**Written request**
Go through the records and copy each line where the word "that" occurs.

**Record excerpts**
----
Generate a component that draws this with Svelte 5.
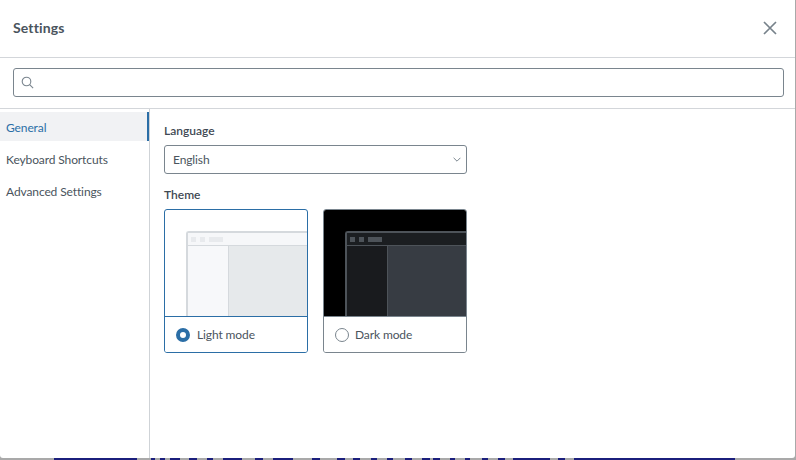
----
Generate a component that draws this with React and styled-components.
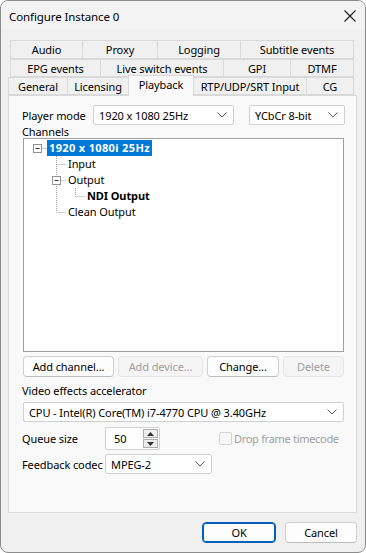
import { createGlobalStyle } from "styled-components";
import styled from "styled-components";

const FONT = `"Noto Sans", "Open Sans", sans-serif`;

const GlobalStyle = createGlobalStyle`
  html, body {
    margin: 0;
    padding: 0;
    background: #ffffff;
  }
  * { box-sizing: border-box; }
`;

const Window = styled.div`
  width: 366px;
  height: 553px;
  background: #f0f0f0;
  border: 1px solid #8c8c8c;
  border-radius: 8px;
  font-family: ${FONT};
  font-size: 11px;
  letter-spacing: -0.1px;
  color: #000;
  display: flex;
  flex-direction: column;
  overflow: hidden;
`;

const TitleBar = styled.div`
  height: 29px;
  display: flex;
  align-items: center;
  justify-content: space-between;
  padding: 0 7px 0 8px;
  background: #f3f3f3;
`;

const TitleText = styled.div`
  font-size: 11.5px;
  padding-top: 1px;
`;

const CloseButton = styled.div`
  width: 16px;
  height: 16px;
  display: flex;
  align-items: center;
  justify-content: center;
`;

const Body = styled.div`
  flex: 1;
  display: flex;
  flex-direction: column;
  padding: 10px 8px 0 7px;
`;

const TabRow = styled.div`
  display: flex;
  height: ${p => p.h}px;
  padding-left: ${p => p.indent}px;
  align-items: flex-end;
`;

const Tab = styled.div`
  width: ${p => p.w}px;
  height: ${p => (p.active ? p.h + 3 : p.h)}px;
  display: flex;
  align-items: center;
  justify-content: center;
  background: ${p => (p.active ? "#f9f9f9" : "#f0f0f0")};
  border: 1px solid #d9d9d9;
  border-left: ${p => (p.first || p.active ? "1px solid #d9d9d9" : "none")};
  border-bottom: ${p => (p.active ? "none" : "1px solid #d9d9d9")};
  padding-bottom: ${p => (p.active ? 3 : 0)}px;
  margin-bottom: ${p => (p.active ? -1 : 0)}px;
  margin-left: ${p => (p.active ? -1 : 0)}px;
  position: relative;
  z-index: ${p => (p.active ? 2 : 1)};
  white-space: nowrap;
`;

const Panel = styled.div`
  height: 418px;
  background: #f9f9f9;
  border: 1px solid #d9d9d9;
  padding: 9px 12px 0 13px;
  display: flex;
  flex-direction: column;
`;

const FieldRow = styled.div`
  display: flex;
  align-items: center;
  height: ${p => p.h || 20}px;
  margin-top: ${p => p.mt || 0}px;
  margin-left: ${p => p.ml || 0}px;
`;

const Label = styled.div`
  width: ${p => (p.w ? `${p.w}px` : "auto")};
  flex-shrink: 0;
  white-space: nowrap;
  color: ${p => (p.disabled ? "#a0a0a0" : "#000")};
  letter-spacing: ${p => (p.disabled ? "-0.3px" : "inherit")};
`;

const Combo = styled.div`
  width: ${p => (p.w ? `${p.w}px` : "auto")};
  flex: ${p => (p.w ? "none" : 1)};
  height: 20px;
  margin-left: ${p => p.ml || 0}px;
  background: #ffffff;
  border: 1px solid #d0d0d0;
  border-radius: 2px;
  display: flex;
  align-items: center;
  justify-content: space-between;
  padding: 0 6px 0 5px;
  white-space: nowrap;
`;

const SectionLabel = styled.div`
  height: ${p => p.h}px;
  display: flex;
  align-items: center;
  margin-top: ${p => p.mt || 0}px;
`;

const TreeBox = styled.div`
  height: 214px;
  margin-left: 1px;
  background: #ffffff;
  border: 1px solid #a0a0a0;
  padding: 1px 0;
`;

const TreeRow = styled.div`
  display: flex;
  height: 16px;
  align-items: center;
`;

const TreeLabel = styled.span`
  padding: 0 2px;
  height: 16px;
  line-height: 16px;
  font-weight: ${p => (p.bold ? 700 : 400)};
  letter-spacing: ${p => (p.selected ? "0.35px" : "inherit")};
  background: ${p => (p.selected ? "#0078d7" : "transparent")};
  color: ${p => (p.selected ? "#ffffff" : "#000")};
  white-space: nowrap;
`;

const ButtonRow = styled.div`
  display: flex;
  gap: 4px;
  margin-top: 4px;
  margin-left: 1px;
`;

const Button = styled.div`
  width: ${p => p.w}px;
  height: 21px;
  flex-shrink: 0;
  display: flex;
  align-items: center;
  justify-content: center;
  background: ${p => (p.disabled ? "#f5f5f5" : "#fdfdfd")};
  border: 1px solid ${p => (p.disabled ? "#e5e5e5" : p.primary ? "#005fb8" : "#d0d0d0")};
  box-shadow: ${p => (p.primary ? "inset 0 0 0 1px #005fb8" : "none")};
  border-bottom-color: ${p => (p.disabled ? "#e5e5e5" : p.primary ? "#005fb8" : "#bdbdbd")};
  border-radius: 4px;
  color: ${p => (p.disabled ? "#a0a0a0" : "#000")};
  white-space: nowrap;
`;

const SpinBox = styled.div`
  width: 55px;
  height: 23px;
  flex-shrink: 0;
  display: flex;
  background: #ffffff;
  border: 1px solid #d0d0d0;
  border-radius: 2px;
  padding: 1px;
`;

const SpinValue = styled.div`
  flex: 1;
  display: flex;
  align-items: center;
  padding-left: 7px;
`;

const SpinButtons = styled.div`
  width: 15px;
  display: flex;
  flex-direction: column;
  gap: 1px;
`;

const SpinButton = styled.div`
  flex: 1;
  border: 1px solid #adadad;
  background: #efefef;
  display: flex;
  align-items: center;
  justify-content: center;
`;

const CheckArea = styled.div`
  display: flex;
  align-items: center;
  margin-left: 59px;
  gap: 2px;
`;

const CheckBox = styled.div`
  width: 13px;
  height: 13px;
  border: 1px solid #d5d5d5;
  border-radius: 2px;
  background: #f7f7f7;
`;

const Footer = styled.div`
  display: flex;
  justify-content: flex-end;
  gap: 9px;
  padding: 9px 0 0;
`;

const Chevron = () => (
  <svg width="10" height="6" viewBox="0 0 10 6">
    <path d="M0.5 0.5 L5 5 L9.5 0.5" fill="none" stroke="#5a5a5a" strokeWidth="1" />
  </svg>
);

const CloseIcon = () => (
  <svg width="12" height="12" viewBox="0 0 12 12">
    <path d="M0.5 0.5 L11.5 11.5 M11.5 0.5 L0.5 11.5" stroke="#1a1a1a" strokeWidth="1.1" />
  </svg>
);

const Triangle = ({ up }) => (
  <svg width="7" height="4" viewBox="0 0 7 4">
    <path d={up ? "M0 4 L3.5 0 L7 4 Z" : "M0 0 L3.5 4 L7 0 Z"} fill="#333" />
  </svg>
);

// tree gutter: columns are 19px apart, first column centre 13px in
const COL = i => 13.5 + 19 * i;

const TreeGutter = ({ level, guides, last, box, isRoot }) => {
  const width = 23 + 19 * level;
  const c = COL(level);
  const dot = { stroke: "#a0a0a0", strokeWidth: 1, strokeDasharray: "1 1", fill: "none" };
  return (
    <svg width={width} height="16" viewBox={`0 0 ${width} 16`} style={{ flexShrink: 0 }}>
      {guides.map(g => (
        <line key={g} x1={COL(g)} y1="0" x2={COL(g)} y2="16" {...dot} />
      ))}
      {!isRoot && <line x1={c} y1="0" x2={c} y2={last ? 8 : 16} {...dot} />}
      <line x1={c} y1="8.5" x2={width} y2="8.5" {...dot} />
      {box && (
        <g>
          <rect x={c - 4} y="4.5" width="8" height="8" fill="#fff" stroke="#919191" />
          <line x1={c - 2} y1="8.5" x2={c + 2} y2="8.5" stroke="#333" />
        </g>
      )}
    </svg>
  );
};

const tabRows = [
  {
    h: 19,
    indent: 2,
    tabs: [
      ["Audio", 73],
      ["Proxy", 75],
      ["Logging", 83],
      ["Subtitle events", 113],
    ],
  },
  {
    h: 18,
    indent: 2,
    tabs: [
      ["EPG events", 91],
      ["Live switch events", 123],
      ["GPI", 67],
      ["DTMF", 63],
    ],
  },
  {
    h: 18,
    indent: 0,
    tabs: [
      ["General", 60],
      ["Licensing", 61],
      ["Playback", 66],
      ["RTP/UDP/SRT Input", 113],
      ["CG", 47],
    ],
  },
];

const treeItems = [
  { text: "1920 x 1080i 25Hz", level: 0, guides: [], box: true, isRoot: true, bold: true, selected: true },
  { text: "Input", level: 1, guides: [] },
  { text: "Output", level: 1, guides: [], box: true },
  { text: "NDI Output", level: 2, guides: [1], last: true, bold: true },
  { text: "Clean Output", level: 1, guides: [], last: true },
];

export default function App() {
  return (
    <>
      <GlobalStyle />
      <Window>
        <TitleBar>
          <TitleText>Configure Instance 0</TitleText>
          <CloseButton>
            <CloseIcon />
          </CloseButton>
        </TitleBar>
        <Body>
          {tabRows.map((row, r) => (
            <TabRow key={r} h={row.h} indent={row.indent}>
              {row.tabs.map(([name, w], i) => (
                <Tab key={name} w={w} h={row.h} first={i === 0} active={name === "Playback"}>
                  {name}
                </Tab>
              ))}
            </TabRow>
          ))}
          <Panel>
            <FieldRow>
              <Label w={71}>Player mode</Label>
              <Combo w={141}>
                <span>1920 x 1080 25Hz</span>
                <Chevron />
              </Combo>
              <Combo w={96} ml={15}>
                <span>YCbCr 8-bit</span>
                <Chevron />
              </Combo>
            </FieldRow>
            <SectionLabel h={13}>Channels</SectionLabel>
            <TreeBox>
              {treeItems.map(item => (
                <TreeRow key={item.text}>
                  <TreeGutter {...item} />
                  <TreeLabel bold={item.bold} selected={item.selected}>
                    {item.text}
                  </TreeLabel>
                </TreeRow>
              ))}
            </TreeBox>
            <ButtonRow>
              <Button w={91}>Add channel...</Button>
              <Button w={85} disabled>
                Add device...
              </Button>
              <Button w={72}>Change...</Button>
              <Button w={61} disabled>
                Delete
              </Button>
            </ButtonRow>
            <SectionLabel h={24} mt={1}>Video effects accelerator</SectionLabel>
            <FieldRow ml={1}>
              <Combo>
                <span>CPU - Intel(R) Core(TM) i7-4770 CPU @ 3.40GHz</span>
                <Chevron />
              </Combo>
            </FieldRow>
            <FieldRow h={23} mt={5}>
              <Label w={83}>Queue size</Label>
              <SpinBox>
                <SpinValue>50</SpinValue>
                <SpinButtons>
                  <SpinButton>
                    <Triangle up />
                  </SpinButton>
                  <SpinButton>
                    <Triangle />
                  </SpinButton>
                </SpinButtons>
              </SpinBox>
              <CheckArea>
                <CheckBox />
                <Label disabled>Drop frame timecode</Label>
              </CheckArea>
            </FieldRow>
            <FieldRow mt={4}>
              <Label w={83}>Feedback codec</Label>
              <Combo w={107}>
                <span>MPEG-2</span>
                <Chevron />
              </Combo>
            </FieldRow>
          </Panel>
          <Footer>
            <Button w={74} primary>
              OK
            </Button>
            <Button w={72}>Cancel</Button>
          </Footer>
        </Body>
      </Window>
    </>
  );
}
----
**Expected answer**
Generate a component that draws this with Svelte 5.
Generate a component that draws this with React and styled-components.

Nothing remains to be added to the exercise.